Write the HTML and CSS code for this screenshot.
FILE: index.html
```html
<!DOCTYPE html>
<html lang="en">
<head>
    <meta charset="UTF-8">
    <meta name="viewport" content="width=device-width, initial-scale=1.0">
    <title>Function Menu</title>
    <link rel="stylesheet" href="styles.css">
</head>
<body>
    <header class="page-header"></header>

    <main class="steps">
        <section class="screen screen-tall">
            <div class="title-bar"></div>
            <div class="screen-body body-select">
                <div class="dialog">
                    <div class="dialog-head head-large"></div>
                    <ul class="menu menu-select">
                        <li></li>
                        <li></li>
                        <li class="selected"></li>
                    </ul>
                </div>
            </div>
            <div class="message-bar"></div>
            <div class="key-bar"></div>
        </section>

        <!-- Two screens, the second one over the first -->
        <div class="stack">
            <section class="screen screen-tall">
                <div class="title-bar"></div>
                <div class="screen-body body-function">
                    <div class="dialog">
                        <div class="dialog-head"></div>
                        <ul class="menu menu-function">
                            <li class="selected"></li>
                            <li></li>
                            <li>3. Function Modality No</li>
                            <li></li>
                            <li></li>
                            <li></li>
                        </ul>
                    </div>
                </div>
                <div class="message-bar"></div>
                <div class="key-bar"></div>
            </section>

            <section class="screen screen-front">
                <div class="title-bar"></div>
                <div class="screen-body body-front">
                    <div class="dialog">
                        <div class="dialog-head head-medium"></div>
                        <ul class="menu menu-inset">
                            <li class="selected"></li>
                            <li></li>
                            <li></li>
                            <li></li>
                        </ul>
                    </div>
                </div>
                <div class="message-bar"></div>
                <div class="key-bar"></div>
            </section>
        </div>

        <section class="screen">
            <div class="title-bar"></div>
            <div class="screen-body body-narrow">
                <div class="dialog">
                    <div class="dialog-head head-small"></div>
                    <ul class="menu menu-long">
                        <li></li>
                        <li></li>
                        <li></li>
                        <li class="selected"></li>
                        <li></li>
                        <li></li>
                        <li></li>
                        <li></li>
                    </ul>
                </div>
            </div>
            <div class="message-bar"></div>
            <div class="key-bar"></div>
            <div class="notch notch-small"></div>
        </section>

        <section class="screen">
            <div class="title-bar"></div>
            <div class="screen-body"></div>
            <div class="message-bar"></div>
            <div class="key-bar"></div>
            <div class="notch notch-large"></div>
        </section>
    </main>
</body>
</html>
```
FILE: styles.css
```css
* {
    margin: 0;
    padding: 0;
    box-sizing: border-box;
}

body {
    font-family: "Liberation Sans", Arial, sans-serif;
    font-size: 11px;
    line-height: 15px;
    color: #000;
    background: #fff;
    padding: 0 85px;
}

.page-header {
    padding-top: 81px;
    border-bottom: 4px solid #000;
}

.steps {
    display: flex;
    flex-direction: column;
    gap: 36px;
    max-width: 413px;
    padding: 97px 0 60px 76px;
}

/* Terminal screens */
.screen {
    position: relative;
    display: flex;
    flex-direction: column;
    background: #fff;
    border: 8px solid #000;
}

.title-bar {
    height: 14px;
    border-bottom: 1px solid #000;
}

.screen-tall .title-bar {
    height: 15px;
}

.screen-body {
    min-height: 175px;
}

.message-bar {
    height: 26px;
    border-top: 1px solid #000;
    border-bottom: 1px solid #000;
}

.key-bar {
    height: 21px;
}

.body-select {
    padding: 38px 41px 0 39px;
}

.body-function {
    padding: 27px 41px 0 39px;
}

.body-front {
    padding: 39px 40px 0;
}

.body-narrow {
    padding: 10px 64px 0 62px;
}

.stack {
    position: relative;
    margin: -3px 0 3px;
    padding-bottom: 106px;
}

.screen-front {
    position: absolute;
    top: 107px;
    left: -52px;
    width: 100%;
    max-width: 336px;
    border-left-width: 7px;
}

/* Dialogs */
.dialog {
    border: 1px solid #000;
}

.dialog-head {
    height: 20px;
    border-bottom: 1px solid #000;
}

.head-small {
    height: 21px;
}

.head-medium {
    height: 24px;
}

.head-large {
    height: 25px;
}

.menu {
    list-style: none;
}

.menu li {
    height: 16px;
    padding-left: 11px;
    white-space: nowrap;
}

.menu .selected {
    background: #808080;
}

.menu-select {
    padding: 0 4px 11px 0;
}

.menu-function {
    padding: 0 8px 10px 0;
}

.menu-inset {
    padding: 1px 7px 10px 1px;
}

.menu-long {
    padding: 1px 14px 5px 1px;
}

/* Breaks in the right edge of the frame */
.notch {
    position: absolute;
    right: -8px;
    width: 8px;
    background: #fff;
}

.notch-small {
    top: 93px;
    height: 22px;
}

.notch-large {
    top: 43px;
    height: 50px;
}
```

--

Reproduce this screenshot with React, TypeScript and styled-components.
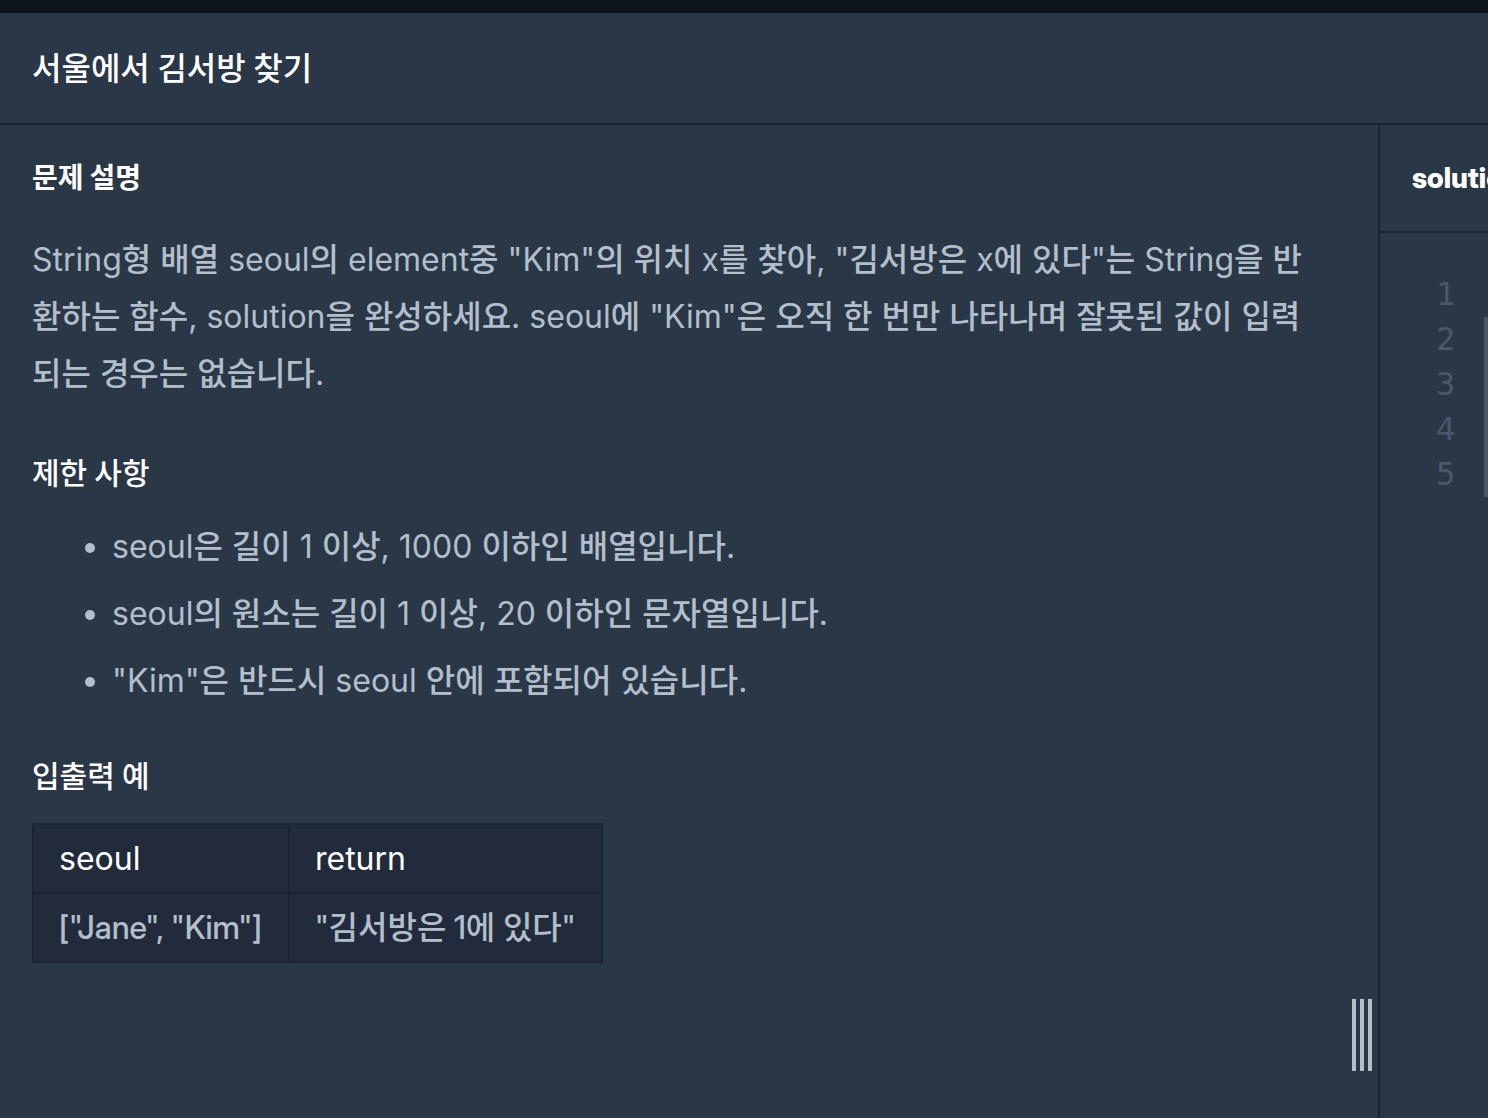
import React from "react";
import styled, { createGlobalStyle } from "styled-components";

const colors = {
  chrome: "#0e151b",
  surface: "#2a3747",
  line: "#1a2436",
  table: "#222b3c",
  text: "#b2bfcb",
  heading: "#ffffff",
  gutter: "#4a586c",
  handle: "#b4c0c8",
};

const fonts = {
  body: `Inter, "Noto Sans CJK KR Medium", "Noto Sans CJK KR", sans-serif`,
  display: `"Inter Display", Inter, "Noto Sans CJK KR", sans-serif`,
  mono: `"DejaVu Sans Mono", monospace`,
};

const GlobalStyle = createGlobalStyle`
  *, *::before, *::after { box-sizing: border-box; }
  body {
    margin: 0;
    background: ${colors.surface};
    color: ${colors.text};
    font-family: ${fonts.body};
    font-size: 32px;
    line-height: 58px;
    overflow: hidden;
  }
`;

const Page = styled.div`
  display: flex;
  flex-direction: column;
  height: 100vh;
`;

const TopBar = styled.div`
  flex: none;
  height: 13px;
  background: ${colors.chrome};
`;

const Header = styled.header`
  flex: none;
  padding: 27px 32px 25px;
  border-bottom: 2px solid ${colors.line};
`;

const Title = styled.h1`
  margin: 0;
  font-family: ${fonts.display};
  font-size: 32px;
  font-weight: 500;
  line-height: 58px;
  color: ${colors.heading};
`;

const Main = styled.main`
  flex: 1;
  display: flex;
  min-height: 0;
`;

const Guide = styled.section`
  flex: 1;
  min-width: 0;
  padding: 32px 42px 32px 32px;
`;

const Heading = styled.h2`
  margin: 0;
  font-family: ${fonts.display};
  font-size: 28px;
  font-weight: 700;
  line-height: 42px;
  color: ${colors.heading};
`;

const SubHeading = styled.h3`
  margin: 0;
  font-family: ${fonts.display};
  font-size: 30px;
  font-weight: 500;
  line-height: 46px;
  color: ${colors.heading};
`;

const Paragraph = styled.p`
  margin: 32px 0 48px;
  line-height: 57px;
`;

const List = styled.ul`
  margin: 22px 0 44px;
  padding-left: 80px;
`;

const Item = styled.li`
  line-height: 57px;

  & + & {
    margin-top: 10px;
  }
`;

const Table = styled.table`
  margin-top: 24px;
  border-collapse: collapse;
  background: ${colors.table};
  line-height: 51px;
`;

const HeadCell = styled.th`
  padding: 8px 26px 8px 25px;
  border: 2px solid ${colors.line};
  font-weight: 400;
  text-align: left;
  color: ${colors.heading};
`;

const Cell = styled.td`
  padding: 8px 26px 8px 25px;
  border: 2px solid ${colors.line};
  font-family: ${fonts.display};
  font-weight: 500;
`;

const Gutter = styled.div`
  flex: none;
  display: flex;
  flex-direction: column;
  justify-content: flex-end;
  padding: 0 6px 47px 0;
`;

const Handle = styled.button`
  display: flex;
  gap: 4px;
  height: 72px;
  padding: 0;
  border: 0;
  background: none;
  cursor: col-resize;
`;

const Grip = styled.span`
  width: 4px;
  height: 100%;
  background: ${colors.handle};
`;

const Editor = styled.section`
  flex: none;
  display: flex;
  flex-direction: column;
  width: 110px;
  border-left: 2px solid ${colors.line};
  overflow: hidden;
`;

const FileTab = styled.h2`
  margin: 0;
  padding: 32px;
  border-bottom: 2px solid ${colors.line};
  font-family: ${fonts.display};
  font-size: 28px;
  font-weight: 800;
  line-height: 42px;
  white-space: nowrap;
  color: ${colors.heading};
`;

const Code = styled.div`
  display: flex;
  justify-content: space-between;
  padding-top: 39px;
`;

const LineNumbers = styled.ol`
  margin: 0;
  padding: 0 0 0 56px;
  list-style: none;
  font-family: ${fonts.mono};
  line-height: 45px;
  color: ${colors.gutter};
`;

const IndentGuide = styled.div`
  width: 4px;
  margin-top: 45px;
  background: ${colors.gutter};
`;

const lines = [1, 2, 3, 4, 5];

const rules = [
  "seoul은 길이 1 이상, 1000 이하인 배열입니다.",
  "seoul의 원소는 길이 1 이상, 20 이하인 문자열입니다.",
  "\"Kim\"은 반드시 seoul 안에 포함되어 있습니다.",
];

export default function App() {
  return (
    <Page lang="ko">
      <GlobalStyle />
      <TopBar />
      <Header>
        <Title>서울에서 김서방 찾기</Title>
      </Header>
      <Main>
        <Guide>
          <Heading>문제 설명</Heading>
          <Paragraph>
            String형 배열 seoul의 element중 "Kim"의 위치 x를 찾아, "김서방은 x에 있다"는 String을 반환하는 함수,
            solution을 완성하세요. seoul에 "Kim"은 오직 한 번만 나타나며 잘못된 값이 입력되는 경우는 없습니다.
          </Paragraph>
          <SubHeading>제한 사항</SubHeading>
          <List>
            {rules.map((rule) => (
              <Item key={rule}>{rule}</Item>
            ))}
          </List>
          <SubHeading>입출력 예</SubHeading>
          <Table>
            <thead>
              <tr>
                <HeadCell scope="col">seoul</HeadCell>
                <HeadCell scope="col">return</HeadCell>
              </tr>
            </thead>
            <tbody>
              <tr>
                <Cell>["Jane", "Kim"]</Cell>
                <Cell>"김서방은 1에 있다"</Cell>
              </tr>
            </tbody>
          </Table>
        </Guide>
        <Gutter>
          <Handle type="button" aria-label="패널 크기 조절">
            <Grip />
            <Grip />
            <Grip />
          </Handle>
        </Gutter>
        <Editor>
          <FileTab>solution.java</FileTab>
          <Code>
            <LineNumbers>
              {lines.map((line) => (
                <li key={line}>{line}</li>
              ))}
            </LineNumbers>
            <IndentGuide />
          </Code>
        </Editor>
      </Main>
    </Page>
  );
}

_Your objective_. Pick out the lines above containing the word "screenshot", then copy them.

_Solution to the exercise_.
Write the HTML and CSS code for this screenshot.
Reproduce this screenshot with React, TypeScript and styled-components.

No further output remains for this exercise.